Et c’est là où le scénario dévoile son véritable sujet : le contraste entre la vie de Nanouk et Sedna, une vie sédentaire traditionnelle et la propagation de la modernité, même dans les coins les plus reculés de la nature. Ce combat perdu d’avance de la nature contre le progrès, montré comme un envahisseur. Lazarov et son chef opérateur Kaloyan Bozhilov sublime l’étendu de neige, ces paysages magnifiques d’un blanc immaculé. Et ils y imprègnent tout doucement la vie de la ville, une ombre menaçante. Le fantôme de Ága tout d’abord, sujet de chaque conversation. Puis la visite de leur fils, Champa et sa tâche d’huile de motoneige, noircissant la poudreuse. Et la mine de diamant où travaille leur fille, filmée comme une plaie béante vu d’en haut entourée de la nature. Pourtant Lazarov montre que tout cela est inévitable. Le mode de vie de Nanouk et Sedna n’est plus qu’un souvenir. Le changement fait partie de la vie, comme le fait de voir ses enfants partir vers leur indépendance et faire leur propre choix.

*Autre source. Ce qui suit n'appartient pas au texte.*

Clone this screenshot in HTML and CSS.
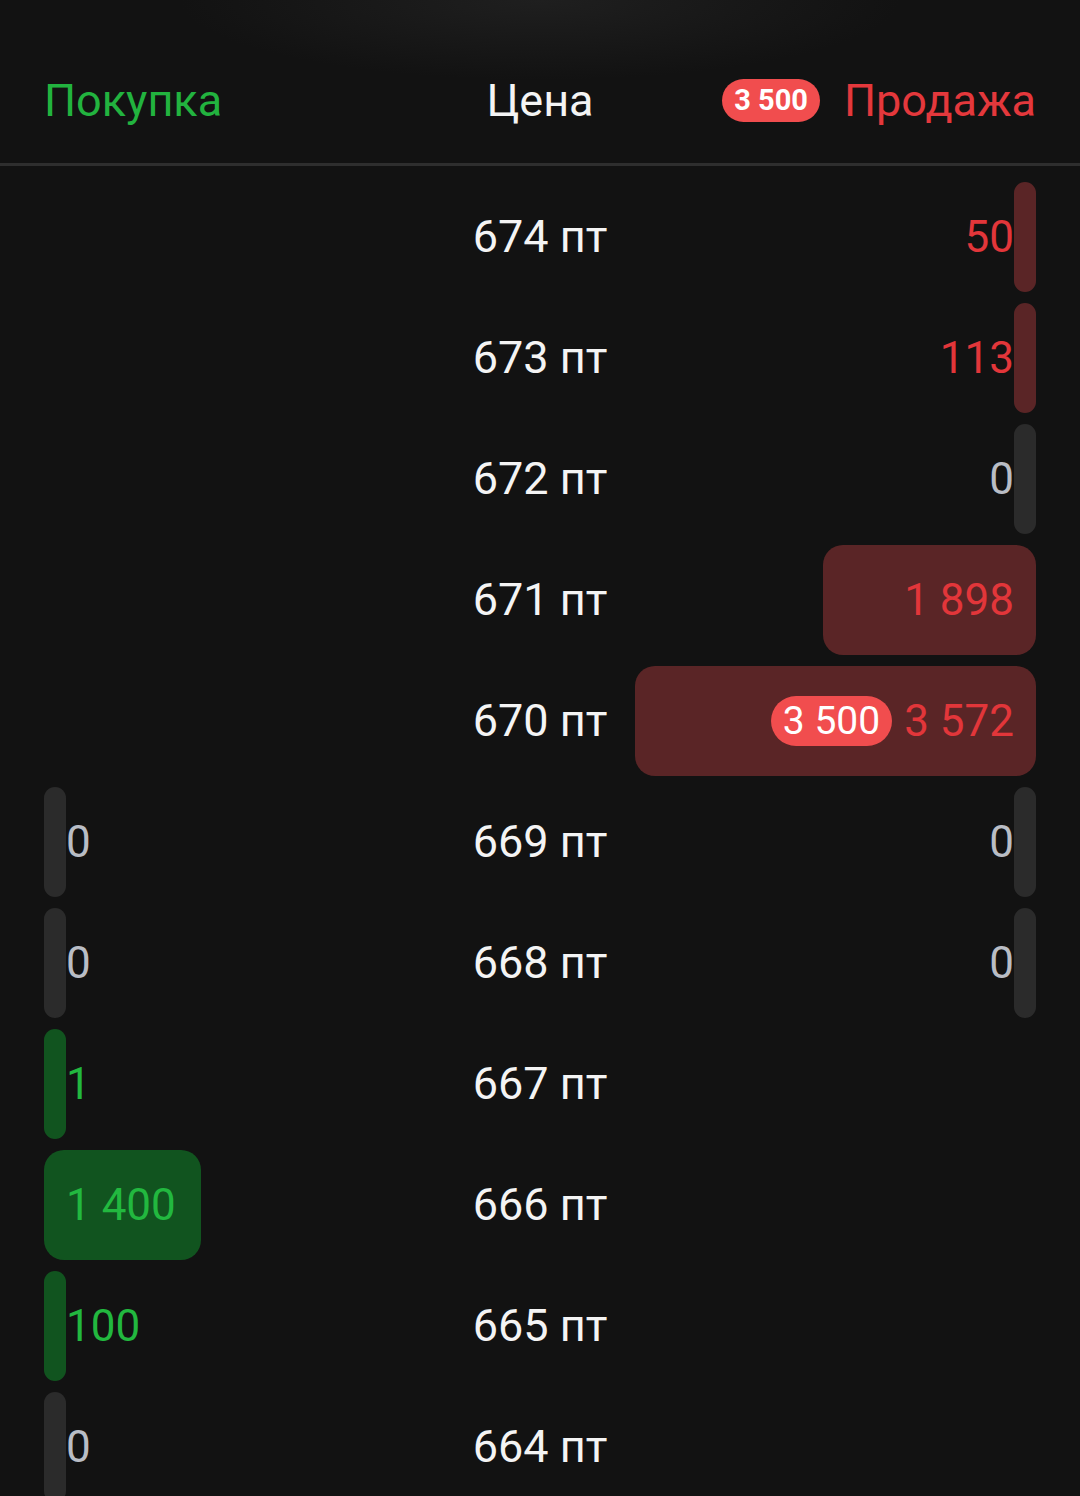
FILE: index.html
```html
<!DOCTYPE html>
<html lang="ru">
<head>
  <meta charset="UTF-8">
  <meta name="viewport" content="width=device-width, initial-scale=1.0">
  <title>Стакан</title>
  <link rel="stylesheet" href="styles.css">
</head>
<body>
  <div class="book">
    <div class="book-head">
      <div class="col-bid">Покупка</div>
      <div class="col-price">Цена</div>
      <div class="col-ask"><span class="badge badge-sm">3 500</span>Продажа</div>
    </div>

    <div class="rows">
      <div class="row">
        <div class="bid"></div>
        <div class="price">674 пт</div>
        <div class="ask"><div class="bar red" style="width:22px"><span>50</span></div></div>
      </div>
      <div class="row">
        <div class="bid"></div>
        <div class="price">673 пт</div>
        <div class="ask"><div class="bar red" style="width:22px"><span>113</span></div></div>
      </div>
      <div class="row">
        <div class="bid"></div>
        <div class="price">672 пт</div>
        <div class="ask"><div class="bar gray" style="width:22px"><span>0</span></div></div>
      </div>
      <div class="row">
        <div class="bid"></div>
        <div class="price">671 пт</div>
        <div class="ask"><div class="bar red" style="width:213px"><span>1 898</span></div></div>
      </div>
      <div class="row">
        <div class="bid"></div>
        <div class="price">670 пт</div>
        <div class="ask"><div class="bar red" style="width:401px"><span class="badge badge-lg">3 500</span><span>3 572</span></div></div>
      </div>
      <div class="row">
        <div class="bid"><div class="bar gray" style="width:22px"><span>0</span></div></div>
        <div class="price">669 пт</div>
        <div class="ask"><div class="bar gray" style="width:22px"><span>0</span></div></div>
      </div>
      <div class="row">
        <div class="bid"><div class="bar gray" style="width:22px"><span>0</span></div></div>
        <div class="price">668 пт</div>
        <div class="ask"><div class="bar gray" style="width:22px"><span>0</span></div></div>
      </div>
      <div class="row">
        <div class="bid"><div class="bar green" style="width:22px"><span>1</span></div></div>
        <div class="price">667 пт</div>
        <div class="ask"></div>
      </div>
      <div class="row">
        <div class="bid"><div class="bar green" style="width:157px"><span>1 400</span></div></div>
        <div class="price">666 пт</div>
        <div class="ask"></div>
      </div>
      <div class="row">
        <div class="bid"><div class="bar green" style="width:22px"><span>100</span></div></div>
        <div class="price">665 пт</div>
        <div class="ask"></div>
      </div>
      <div class="row">
        <div class="bid"><div class="bar gray" style="width:22px"><span>0</span></div></div>
        <div class="price">664 пт</div>
        <div class="ask"></div>
      </div>
    </div>
  </div>
</body>
</html>
```

FILE: styles.css
```css
html, body {
  margin: 0;
  padding: 0;
  height: 1496px;
  overflow: hidden;
}

body {
  font-family: 'Roboto', 'Noto Sans', sans-serif;
  background: #121212;
  background-image: radial-gradient(ellipse 360px 80px at 50% 0, #1f1f1f, rgba(18,18,18,0));
  color: #fff;
}

.book-head {
  display: grid;
  grid-template-columns: 1fr auto 1fr;
  align-items: center;
  height: 126px;
  padding: 37px 44px 0;
  border-bottom: 3px solid #2e2e2e;
  font-size: 45px;
}

.col-bid {
  color: #22b33f;
}

.col-price {
  color: #f4f4f4;
}

.col-ask {
  display: flex;
  align-items: center;
  justify-content: flex-end;
  gap: 24px;
  color: #e4383c;
}

.badge {
  display: inline-flex;
  align-items: center;
  justify-content: center;
  background: #f14d4e;
  color: #fff;
  border-radius: 24px;
}

.badge-sm {
  height: 43px;
  padding: 0 12px;
  font-size: 29px;
  font-weight: bold;
  border-radius: 22px;
}

.badge-lg {
  height: 50px;
  padding: 0 12px;
  margin-right: 12px;
  font-size: 39px;
  border-radius: 25px;
}

.rows {
  padding: 10px 44px 0;
}

.row {
  display: grid;
  grid-template-columns: 1fr auto 1fr;
  align-items: center;
  height: 121px;
}

.price {
  font-size: 45px;
  color: #f4f4f4;
  text-align: center;
}

.bid, .ask {
  display: flex;
  align-items: center;
}

.ask {
  justify-content: flex-end;
}

.bar {
  flex: none;
  display: flex;
  align-items: center;
  box-sizing: border-box;
  height: 110px;
  border-radius: 20px;
  font-size: 44px;
  white-space: nowrap;
}

.ask .bar {
  justify-content: flex-end;
  padding-right: 22px;
}

.bid .bar {
  justify-content: flex-start;
  padding-left: 22px;
}

.bar span {
  flex: none;
}

.red {
  background: #5a2526;
  color: #e2363a;
}

.green {
  background: #11541f;
  color: #22b83f;
}

.gray {
  background: #2b2b2b;
  color: #b9bdc5;
}
```
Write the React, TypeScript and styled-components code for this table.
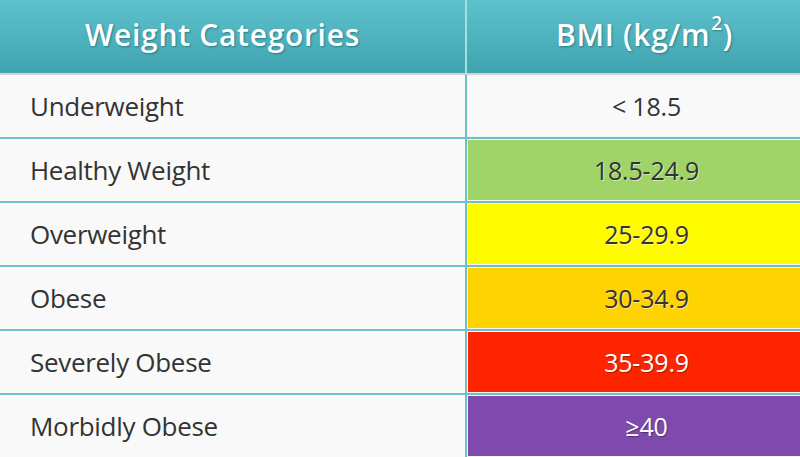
import React from 'react';
import styled, { createGlobalStyle } from 'styled-components';

type Category = {
  name: string;
  range: string;
  color?: string;
  light?: boolean;
};

const categories: Category[] = [
  { name: 'Underweight', range: '< 18.5' },
  { name: 'Healthy Weight', range: '18.5-24.9', color: '#a0d468' },
  { name: 'Overweight', range: '25-29.9', color: '#fffc00' },
  { name: 'Obese', range: '30-34.9', color: '#ffd300' },
  { name: 'Severely Obese', range: '35-39.9', color: '#ff2400', light: true },
  { name: 'Morbidly Obese', range: '≥40', color: '#8049ae', light: true },
];

const GlobalStyle = createGlobalStyle`
  html, body {
    margin: 0;
    padding: 0;
    background: #f9f9f9;
  }
`;

const App = () => {
  return (
    <>
      <GlobalStyle />
      <Table>
        <HeaderRow>
          <HeaderCell side="left">Weight Categories</HeaderCell>
          <HeaderCell side="right">
            BMI (kg/m<sup>2</sup>)
          </HeaderCell>
        </HeaderRow>
        {categories.map((c) => (
          <Row key={c.name}>
            <NameCell>{c.name}</NameCell>
            <ValueCell bg={c.color} light={c.light}>
              {c.range}
            </ValueCell>
          </Row>
        ))}
      </Table>
    </>
  );
};

const Table = styled.div`
  width: 800px;
  height: 457px;
  overflow: hidden;
  background: #f9f9f9;
  font-family: 'Open Sans', 'Noto Sans', sans-serif;
`;

const HeaderRow = styled.div`
  display: grid;
  grid-template-columns: 465px 1fr;
  height: 73px;
  background: linear-gradient(#5dc2cc, #3fa4b0);
  border-bottom: 2px solid #d2d4d4;
`;

type HeaderProps = { side: 'left' | 'right' };

const HeaderCell = styled.div<HeaderProps>`
  display: flex;
  align-items: center;
  justify-content: center;
  padding: ${({ side }) => (side === 'left' ? '0 20px 4px 0' : '0 0 4px 22px')};
  border-left: ${({ side }) => (side === 'right' ? '2px solid #a8dde2' : 'none')};
  color: #fff;
  font-size: 30px;
  font-weight: 600;
  letter-spacing: 0.7px;
  text-shadow: 1px 1px 2px rgba(0, 60, 70, 0.45);

  sup {
    font-size: 19px;
    line-height: 0;
    vertical-align: baseline;
    position: relative;
    top: -12px;
    margin-left: 1px;
  }
`;

const Row = styled.div`
  display: grid;
  grid-template-columns: 465px 1fr;
  height: 62px;
  border-bottom: 2px solid #6bc1c6;
`;

const NameCell = styled.div`
  display: flex;
  align-items: center;
  padding-left: 30px;
  color: #333;
  font-size: 26px;
  letter-spacing: -0.3px;
`;

type ValueProps = { bg?: string; light?: boolean };

const ValueCell = styled.div<ValueProps>`
  display: flex;
  align-items: center;
  justify-content: center;
  padding-left: 26px;
  border-left: 2px solid #6bc1c6;
  background: ${({ bg }) => bg ?? '#f9f9f9'};
  box-shadow: inset 1px 1px 0 #f4f4f4, inset 0 -1px 0 #f4f4f4;
  color: ${({ light }) => (light ? '#fff' : '#333')};
  font-size: 25px;
  letter-spacing: -0.2px;
  text-shadow: ${({ light }) =>
    light ? '1px 1px 1px rgba(0, 0, 0, 0.35)' : '1px 1px 0 rgba(255, 255, 255, 0.5)'};
`;

export default App;
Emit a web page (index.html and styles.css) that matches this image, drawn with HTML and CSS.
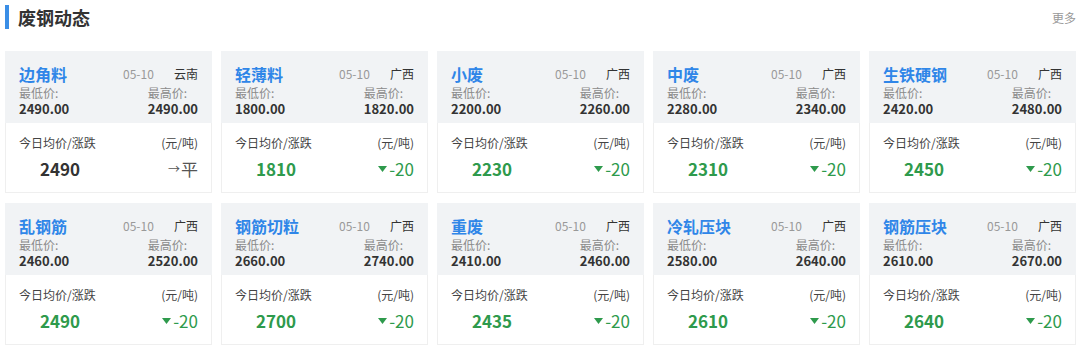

Mais le réalisateur décide de s’intéresser non pas aux enfants qui partent, mais aux parents qui restent. Si la caméra est large quand elle filme les grandes étendues de neige, elle se ressert quand elle rentre dans la yourte du couple, pour capter leur quotidien au plus près. Les regards, les gestes répétés. Le but est de faire partager au spectateur leur mode de vie. Ága peut vite être contemplatif certes et il sera facile de rester de marbre face au côté redondant du montage. Mais ce couple est filmé avec un grand respect et leur affection mutuelle est touchante. Cette simplicité qui peut passer pour barbante est cependant ce qu’il fait la force du film.



Simple et touchant, Ága sublime cette nature âpre et sans pitié, tout en apportant une réflexion sur le progrès et la modernité.